DIRECTIVE = Go through the listing beneath this task and return every line that carries the string "Rebuild".
— begin PROVIDED DATA —
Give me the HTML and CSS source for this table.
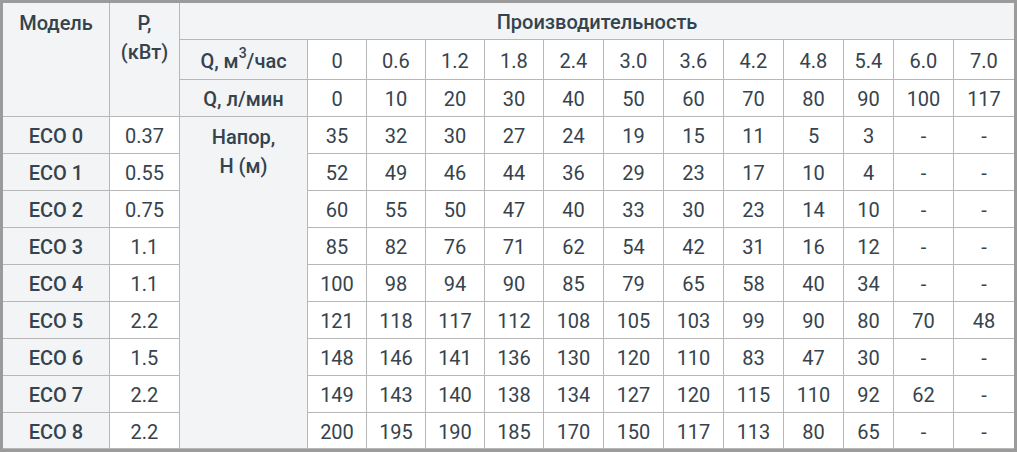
FILE: index.html
```html
<!DOCTYPE html>
<html lang="ru">
<head>
<meta charset="utf-8">
<title>ECO</title>
<link rel="stylesheet" href="styles.css">
</head>
<body>
<div class="frame">
  <div class="sheet">
    <div class="c h top model b">Модель</div>
    <div class="c h top power b">P,<br>(кВт)</div>
    <div class="c h perf b">Производительность</div>

    <div class="c h m">Q, м<sup>3</sup>/час</div>
    <div class="c w">0</div><div class="c w">0.6</div><div class="c w">1.2</div><div class="c w">1.8</div><div class="c w">2.4</div><div class="c w">3.0</div><div class="c w">3.6</div><div class="c w">4.2</div><div class="c w">4.8</div><div class="c w">5.4</div><div class="c w">6.0</div><div class="c w">7.0</div>

    <div class="c h m">Q, л/мин</div>
    <div class="c w">0</div><div class="c w">10</div><div class="c w">20</div><div class="c w">30</div><div class="c w">40</div><div class="c w">50</div><div class="c w">60</div><div class="c w">70</div><div class="c w">80</div><div class="c w">90</div><div class="c w">100</div><div class="c w">117</div>

    <div class="c h m">ECO 0</div><div class="c w">0.37</div>
    <div class="c h top head m">Напор,<br>H (м)</div>
    <div class="c w">35</div><div class="c w">32</div><div class="c w">30</div><div class="c w">27</div><div class="c w">24</div><div class="c w">19</div><div class="c w">15</div><div class="c w">11</div><div class="c w">5</div><div class="c w">3</div><div class="c w">-</div><div class="c w">-</div>

    <div class="c h m">ECO 1</div><div class="c w">0.55</div>
    <div class="c w">52</div><div class="c w">49</div><div class="c w">46</div><div class="c w">44</div><div class="c w">36</div><div class="c w">29</div><div class="c w">23</div><div class="c w">17</div><div class="c w">10</div><div class="c w">4</div><div class="c w">-</div><div class="c w">-</div>

    <div class="c h m">ECO 2</div><div class="c w">0.75</div>
    <div class="c w">60</div><div class="c w">55</div><div class="c w">50</div><div class="c w">47</div><div class="c w">40</div><div class="c w">33</div><div class="c w">30</div><div class="c w">23</div><div class="c w">14</div><div class="c w">10</div><div class="c w">-</div><div class="c w">-</div>

    <div class="c h m">ECO 3</div><div class="c w">1.1</div>
    <div class="c w">85</div><div class="c w">82</div><div class="c w">76</div><div class="c w">71</div><div class="c w">62</div><div class="c w">54</div><div class="c w">42</div><div class="c w">31</div><div class="c w">16</div><div class="c w">12</div><div class="c w">-</div><div class="c w">-</div>

    <div class="c h m">ECO 4</div><div class="c w">1.1</div>
    <div class="c w">100</div><div class="c w">98</div><div class="c w">94</div><div class="c w">90</div><div class="c w">85</div><div class="c w">79</div><div class="c w">65</div><div class="c w">58</div><div class="c w">40</div><div class="c w">34</div><div class="c w">-</div><div class="c w">-</div>

    <div class="c h m">ECO 5</div><div class="c w">2.2</div>
    <div class="c w">121</div><div class="c w">118</div><div class="c w">117</div><div class="c w">112</div><div class="c w">108</div><div class="c w">105</div><div class="c w">103</div><div class="c w">99</div><div class="c w">90</div><div class="c w">80</div><div class="c w">70</div><div class="c w">48</div>

    <div class="c h m">ECO 6</div><div class="c w">1.5</div>
    <div class="c w">148</div><div class="c w">146</div><div class="c w">141</div><div class="c w">136</div><div class="c w">130</div><div class="c w">120</div><div class="c w">110</div><div class="c w">83</div><div class="c w">47</div><div class="c w">30</div><div class="c w">-</div><div class="c w">-</div>

    <div class="c h m">ECO 7</div><div class="c w">2.2</div>
    <div class="c w">149</div><div class="c w">143</div><div class="c w">140</div><div class="c w">138</div><div class="c w">134</div><div class="c w">127</div><div class="c w">120</div><div class="c w">115</div><div class="c w">110</div><div class="c w">92</div><div class="c w">62</div><div class="c w">-</div>

    <div class="c h m">ECO 8</div><div class="c w">2.2</div>
    <div class="c w">200</div><div class="c w">195</div><div class="c w">190</div><div class="c w">185</div><div class="c w">170</div><div class="c w">150</div><div class="c w">117</div><div class="c w">113</div><div class="c w">80</div><div class="c w">65</div><div class="c w">-</div><div class="c w">-</div>
  </div>
</div>
</body>
</html>
```
FILE: styles.css
```css
html, body {
  margin: 0;
  padding: 0;
  background: #ffffff;
}

.frame {
  width: 1017px;
  height: 452px;
  box-sizing: border-box;
  border: 3px solid #9b9b9b;
  background: #b7b7b7;
}

.sheet {
  display: grid;
  grid-template-columns: 106px 69px 127px 58px 58px 58px 58px 59px 59px 59px 59px 59px 49px 59px 60px;
  grid-template-rows: 36px 39px 36px repeat(8, 36px) 35px;
  gap: 1px;
  background: #b7b7b7;
  font-family: "Roboto", "Noto Sans", sans-serif;
  font-size: 20px;
  color: #34434e;
}

.c {
  display: flex;
  align-items: center;
  justify-content: center;
  text-align: center;
  line-height: 28.5px;
  white-space: nowrap;
  padding-top: 3px;
  box-sizing: border-box;
}

.h {
  background: #f3f4f5;
}

.w {
  background: #ffffff;
  color: #36434d;
}

.b {
  font-weight: 500;
}

.m {
  font-weight: 500;
}

.top {
  align-items: flex-start;
  padding-top: 6px;
}

.model {
  grid-column: 1;
  grid-row: 1 / span 3;
}

.power {
  grid-column: 2;
  grid-row: 1 / span 3;
}

.perf {
  grid-column: 3 / span 13;
  grid-row: 1;
}

.head {
  grid-column: 3;
  grid-row: 4 / span 9;
}

sup {
  font-size: 14px;
  line-height: 0;
  position: relative;
  top: -8px;
  vertical-align: baseline;
}
```
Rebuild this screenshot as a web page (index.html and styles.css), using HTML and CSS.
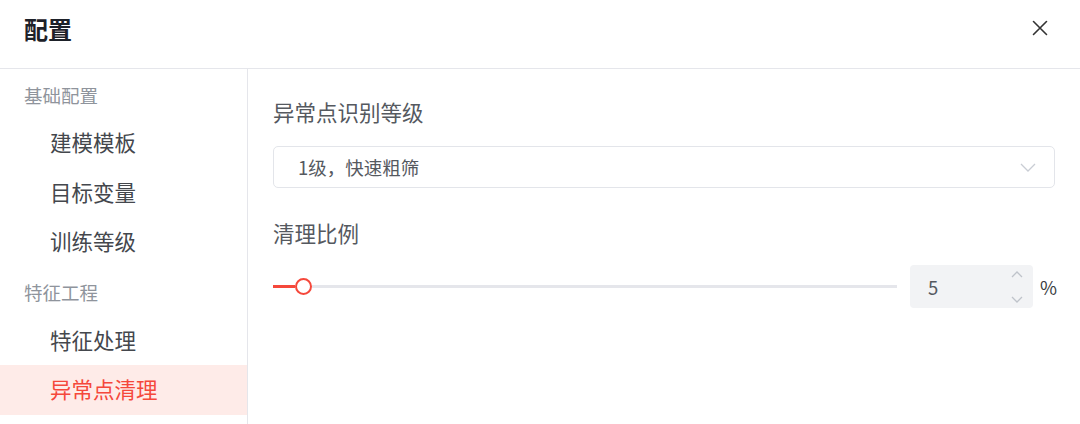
FILE: index.html
```html
<!DOCTYPE html>
<html lang="zh-CN">
<head>
<meta charset="utf-8">
<title>配置</title>
<link rel="stylesheet" href="styles.css">
</head>
<body>
<div class="dialog">
  <header class="header">
    <h1 class="title">配置</h1>
    <button class="close" aria-label="关闭">
      <svg width="16" height="16" viewBox="0 0 16 16"><path d="M1.5 1.5 L14.5 14.5 M14.5 1.5 L1.5 14.5" stroke="#333" stroke-width="1.6" fill="none" stroke-linecap="round"/></svg>
    </button>
  </header>
  <div class="body">
    <nav class="sidebar">
      <div class="group">基础配置</div>
      <div class="item">建模模板</div>
      <div class="item">目标变量</div>
      <div class="item">训练等级</div>
      <div class="group group-2">特征工程</div>
      <div class="item">特征处理</div>
      <div class="item active">异常点清理</div>
    </nav>
    <main class="content">
      <div class="label">异常点识别等级</div>
      <div class="select">
        <span class="select-text">1级，快速粗筛</span>
        <svg class="chev" width="16" height="9" viewBox="0 0 16 9"><path d="M1 1 L8 8 L15 1" stroke="#c9cdd4" stroke-width="1.3" fill="none"/></svg>
      </div>
      <div class="label label-2">清理比例</div>
      <div class="slider-row">
        <div class="slider">
          <div class="fill"></div>
          <div class="thumb"></div>
          <div class="track"></div>
        </div>
        <div class="number">
          <span class="num-val">5</span>
          <div class="steps">
            <svg width="12" height="7" viewBox="0 0 12 7"><path d="M1 6 L6 1 L11 6" stroke="#bfc3ca" stroke-width="1.3" fill="none"/></svg>
            <svg width="12" height="7" viewBox="0 0 12 7"><path d="M1 1 L6 6 L11 1" stroke="#bfc3ca" stroke-width="1.3" fill="none"/></svg>
          </div>
        </div>
        <span class="unit">%</span>
      </div>
    </main>
  </div>
</div>
</body>
</html>
```

FILE: styles.css
```css
* { box-sizing: border-box; }
html, body { margin: 0; padding: 0; background: #fff; }
body {
  font-family: "Noto Sans CJK SC", "Noto Sans", sans-serif;
  width: 1080px;
  height: 424px;
  overflow: hidden;
}
.dialog { display: flex; flex-direction: column; height: 424px; }
.header {
  height: 69px;
  border-bottom: 1px solid #e5e6eb;
  display: flex;
  justify-content: space-between;
  align-items: flex-start;
  padding: 12px 32px 0 24px;
}
.title {
  margin: 0;
  font-size: 24px;
  line-height: 34px;
  font-weight: 700;
  color: #1d2129;
}
.close {
  border: none;
  background: none;
  padding: 0;
  margin-top: 8px;
  width: 16px;
  height: 16px;
  display: flex;
}
.body { flex: 1; display: flex; }
.sidebar {
  width: 248px;
  border-right: 1px solid #e5e6eb;
  padding-top: 3px;
}
.group {
  height: 46px;
  line-height: 46px;
  padding-left: 24px;
  font-size: 18.5px;
  color: #8f949c;
}
.group-2 { height: 49px; line-height: 50px; }
.item {
  height: 49.5px;
  line-height: 48px;
  padding-left: 50px;
  font-size: 21.5px;
  color: #44474d;
}
.item.active {
  background: #feebe8;
  color: #f5483b;
}
.content {
  flex: 1;
  padding: 28px 25px 0 25px;
}
.label {
  font-size: 21.5px;
  line-height: 30px;
  color: #55595f;
}
.select {
  margin-top: 19px;
  height: 42px;
  border: 1px solid #e3e5ea;
  border-radius: 5px;
  display: flex;
  align-items: center;
  justify-content: space-between;
  padding: 0 18px 0 24px;
}
.select-text { font-size: 18.5px; color: #55595f; }
.chev { display: block; }
.label-2 { margin-top: 30px; }
.slider-row {
  margin-top: 17px;
  display: flex;
  align-items: center;
  height: 43px;
}
.slider {
  flex: 1;
  display: flex;
  align-items: center;
  height: 20px;
}
.fill { width: 22px; height: 3px; background: #f5483b; }
.thumb {
  width: 17px;
  height: 17px;
  border-radius: 50%;
  border: 2.6px solid #f5483b;
  background: #fff;
  flex: none;
}
.track { flex: 1; height: 3px; background: #e5e6eb; }
.number {
  margin-left: 13px;
  width: 123px;
  height: 43px;
  background: #f2f3f5;
  border-radius: 4px;
  display: flex;
  align-items: center;
  justify-content: space-between;
  padding: 0 10px 0 18px;
  flex: none;
}
.num-val { font-size: 18.5px; color: #55595f; }
.steps {
  display: flex;
  flex-direction: column;
  justify-content: space-between;
  height: 32px;
}
.steps svg { display: block; }
.unit {
  margin-left: 7px;
  width: 15px;
  font-size: 18.5px;
  color: #3a3d42;
  flex: none;
}
```
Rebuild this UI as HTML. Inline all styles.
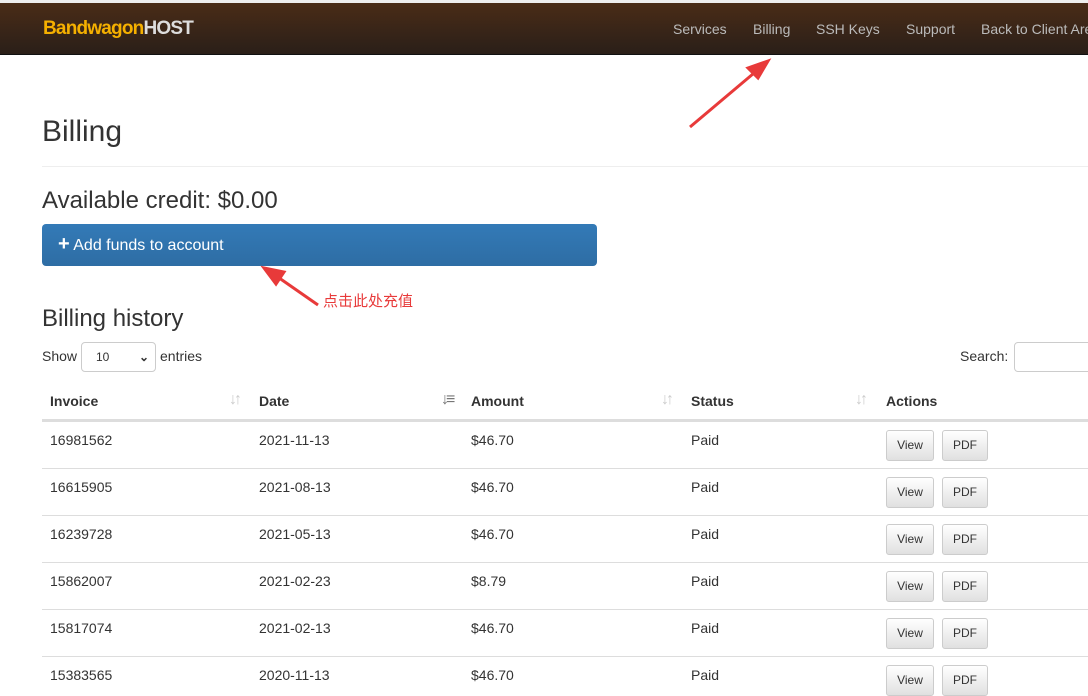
— end PROVIDED DATA —
SOLVED EXERCISE =
Rebuild this screenshot as a web page (index.html and styles.css), using HTML and CSS.
Rebuild this UI as HTML. Inline all styles.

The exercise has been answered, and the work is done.